Speechless

Literally. I knew I was not going to understand much, but being faced with it is a different thing…

I landed and it all went smooth through immigration and customs. My host Sugi had mailed me instructions for different ways to get into the city, as the airport is 60 km outside of Tokyo.

I took the bus, I was tired and din’t want to start navigating the train and subway system with my luggage right away.

There’s a bus that goes to the main hotel chains in Tokyo, and I’m in walking distance to the Westin, so that was the best option. It took two hours to get into the city and to my hotel, but it was already an interesting first impression.

I was at my place around 7.30. Sugi had deposited the keys and I let myself in. I’m in a more quiet area in Mita, in the Meguro district of Tokyo. I walked through a number of tiny quiet streets with lots of smaller houses.

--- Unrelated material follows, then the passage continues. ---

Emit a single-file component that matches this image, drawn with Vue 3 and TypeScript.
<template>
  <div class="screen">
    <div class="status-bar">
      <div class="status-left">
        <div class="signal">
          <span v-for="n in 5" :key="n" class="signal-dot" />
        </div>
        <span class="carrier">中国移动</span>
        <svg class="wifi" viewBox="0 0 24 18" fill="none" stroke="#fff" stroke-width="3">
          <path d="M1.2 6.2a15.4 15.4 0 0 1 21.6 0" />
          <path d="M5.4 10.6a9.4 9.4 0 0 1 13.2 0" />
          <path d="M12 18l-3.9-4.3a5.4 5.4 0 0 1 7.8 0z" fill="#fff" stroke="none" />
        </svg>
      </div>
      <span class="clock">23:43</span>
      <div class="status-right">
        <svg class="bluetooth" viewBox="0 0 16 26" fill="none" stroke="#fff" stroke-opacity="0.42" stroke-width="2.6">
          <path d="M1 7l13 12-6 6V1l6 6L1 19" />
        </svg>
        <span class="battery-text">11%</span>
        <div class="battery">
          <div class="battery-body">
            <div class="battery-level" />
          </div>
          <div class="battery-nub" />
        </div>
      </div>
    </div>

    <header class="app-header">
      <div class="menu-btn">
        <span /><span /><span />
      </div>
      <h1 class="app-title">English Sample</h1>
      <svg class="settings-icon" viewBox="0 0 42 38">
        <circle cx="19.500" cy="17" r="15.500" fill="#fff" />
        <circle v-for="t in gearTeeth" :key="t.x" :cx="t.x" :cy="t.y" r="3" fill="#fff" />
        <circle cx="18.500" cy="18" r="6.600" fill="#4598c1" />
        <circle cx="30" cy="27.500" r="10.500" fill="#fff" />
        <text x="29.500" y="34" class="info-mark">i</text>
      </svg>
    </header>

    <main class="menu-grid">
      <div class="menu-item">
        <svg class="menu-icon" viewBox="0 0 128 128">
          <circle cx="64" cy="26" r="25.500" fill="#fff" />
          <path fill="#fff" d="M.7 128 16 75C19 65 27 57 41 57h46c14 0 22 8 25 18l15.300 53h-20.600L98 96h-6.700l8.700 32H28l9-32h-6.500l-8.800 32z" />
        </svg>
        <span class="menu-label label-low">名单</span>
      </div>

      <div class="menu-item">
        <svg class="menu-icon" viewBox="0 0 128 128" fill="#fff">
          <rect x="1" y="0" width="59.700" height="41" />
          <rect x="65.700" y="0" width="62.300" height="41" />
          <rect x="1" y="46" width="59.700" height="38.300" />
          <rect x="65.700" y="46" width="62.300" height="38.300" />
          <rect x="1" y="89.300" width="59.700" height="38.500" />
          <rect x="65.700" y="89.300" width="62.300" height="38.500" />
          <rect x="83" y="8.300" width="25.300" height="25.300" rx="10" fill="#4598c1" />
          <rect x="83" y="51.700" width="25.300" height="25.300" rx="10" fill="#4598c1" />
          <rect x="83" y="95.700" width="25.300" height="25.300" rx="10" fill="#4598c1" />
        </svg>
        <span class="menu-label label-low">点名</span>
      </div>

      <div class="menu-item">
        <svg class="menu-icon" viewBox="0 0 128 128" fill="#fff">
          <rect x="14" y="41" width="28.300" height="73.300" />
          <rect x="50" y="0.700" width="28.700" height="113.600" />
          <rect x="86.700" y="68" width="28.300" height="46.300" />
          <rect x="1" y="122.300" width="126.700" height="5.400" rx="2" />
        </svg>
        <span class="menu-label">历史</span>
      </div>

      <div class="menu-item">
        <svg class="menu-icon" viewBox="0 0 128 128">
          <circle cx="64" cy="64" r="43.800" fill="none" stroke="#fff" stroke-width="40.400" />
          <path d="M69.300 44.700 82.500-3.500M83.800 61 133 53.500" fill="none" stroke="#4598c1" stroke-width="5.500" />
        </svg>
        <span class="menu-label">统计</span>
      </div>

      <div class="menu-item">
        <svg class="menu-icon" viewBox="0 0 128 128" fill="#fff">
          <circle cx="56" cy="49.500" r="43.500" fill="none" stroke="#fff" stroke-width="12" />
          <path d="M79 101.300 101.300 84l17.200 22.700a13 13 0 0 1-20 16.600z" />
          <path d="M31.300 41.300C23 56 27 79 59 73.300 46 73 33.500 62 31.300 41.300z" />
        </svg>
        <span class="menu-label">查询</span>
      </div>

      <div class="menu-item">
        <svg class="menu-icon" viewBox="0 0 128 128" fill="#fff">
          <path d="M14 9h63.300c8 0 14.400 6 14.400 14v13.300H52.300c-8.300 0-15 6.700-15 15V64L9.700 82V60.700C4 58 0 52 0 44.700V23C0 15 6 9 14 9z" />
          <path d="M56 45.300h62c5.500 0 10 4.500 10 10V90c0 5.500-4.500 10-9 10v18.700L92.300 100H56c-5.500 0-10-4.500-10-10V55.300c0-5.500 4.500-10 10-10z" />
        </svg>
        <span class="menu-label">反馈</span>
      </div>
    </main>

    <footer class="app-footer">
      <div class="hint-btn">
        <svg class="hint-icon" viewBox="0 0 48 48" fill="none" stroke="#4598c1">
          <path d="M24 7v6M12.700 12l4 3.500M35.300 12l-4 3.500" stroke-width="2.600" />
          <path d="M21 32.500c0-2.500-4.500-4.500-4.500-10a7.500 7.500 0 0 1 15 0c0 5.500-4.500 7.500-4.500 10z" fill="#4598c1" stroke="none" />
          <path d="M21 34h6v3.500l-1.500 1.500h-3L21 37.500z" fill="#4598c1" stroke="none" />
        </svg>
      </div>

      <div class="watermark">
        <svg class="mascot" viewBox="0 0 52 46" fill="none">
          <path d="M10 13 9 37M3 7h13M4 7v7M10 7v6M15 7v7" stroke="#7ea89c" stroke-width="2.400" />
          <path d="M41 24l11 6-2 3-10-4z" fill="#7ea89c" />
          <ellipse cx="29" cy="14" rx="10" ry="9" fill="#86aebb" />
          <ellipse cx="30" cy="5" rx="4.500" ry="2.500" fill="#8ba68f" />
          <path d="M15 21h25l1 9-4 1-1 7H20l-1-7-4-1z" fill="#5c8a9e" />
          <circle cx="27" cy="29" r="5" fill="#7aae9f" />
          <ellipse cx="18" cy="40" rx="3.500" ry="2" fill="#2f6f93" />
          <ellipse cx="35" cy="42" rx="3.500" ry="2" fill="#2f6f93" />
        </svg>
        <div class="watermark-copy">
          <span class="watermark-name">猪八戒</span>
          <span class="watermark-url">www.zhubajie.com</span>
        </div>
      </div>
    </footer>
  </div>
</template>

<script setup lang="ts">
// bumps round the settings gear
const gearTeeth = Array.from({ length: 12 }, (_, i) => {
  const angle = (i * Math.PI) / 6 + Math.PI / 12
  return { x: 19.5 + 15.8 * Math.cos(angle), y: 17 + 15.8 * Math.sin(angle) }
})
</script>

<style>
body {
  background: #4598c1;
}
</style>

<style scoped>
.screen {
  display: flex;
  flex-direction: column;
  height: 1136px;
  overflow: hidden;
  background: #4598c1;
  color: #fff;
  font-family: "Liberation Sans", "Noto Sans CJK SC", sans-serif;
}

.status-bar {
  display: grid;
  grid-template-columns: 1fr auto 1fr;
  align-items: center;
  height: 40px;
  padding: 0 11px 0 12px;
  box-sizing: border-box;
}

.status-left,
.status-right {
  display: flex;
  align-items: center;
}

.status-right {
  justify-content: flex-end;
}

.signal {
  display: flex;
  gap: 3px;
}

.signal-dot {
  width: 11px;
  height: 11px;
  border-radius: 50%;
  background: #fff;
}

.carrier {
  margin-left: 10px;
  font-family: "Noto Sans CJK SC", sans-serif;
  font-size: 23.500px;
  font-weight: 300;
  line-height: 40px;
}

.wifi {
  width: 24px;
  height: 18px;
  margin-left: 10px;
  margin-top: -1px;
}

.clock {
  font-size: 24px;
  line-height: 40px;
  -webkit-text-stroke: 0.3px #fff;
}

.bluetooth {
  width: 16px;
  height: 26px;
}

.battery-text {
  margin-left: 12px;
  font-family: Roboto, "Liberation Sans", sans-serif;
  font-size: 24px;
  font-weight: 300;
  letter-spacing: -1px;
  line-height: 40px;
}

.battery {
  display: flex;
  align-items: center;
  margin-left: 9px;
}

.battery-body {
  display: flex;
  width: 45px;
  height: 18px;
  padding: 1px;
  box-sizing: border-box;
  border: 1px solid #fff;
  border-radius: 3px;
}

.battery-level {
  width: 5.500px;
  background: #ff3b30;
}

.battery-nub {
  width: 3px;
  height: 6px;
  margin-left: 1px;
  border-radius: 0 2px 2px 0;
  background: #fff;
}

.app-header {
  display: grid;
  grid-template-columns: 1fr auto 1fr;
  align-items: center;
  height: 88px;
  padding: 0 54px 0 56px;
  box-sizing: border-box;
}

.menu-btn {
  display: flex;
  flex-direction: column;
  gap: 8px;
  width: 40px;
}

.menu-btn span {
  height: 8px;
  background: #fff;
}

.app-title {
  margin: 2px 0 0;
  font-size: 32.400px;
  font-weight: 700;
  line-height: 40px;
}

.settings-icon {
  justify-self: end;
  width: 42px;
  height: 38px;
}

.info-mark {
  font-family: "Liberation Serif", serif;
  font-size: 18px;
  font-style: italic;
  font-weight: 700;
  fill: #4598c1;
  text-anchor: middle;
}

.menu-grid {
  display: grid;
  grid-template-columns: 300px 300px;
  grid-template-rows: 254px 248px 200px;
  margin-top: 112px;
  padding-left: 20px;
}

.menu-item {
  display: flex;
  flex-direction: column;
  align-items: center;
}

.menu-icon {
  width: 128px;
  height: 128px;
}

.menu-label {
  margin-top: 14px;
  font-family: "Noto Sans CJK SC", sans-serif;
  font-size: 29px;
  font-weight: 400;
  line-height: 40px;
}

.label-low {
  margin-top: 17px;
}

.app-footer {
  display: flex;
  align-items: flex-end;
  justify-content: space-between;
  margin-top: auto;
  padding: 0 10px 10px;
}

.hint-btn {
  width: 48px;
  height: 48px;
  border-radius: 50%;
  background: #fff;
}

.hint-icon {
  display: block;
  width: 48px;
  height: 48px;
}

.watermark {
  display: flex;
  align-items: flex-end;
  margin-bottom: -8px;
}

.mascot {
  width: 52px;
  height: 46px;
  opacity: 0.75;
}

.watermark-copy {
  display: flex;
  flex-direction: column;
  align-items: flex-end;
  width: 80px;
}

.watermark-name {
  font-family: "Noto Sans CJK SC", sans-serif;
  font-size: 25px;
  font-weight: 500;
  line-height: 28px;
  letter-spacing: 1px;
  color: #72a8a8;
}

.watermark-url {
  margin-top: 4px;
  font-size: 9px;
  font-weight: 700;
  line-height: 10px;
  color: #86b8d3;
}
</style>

All modern, but you can guess what old Tokyo might have looked like. Around me it’s mostly smaller houses, probably housing several families, but no big apartment blocks.

My place is more spacious than I had expected. One room with a futon, two cushions to sit on, a TV. Plus a kitchen in the entry and a small bathroom. This will do fine.

I went out for a little walk in the area in the evening, passing a number of restaurants, bars… I wasn’t really hungry, but a little noodle soup would do, I thought.

In the end, I just went into a supermarket and bought something to drink and a couple of rice triangles that looked vegetarian (they were). But I’ll have trouble identifying the vegetarian stuff here.

I was tired after the long trip, and the four hour time difference also played a part, so I was in bed at 10, and slept like a baby till 6.

In the morning it was raining, so I unpacked and then walked to Meguro station in search for a supermarket. People here are friendly, but busy. The women look elegant, chic, but tough, the men mostly wearing suits… even with a sometimes wild haircut.

Passing the local Subaru dealer, I witnessed a morning meeting of the staff, all standing in a big circle in the garage, suited and blue-collar employees all together, and probably wishing each other a good morning or lots of success for Subaru.

I got my Suica card for local transport and even managed to charge it (all on the automated vending machine) so I now can navigate the Tokyo train, bus and metro network. I also could pay my coffee with it – it’s also accepted in a lot of stores.

The supermarket I had spotted was still closed while I walked into it, causing some confusion, lots of smiles, bows and explanations. As I came back it was open so I got my first groceries shopping done: Rice, noodles, veggies, muesli, the usual stuff…

It will continue to rain, so I guess I will visit Tokyo’s Museum of Photography in the afternoon, it’s right around the corner.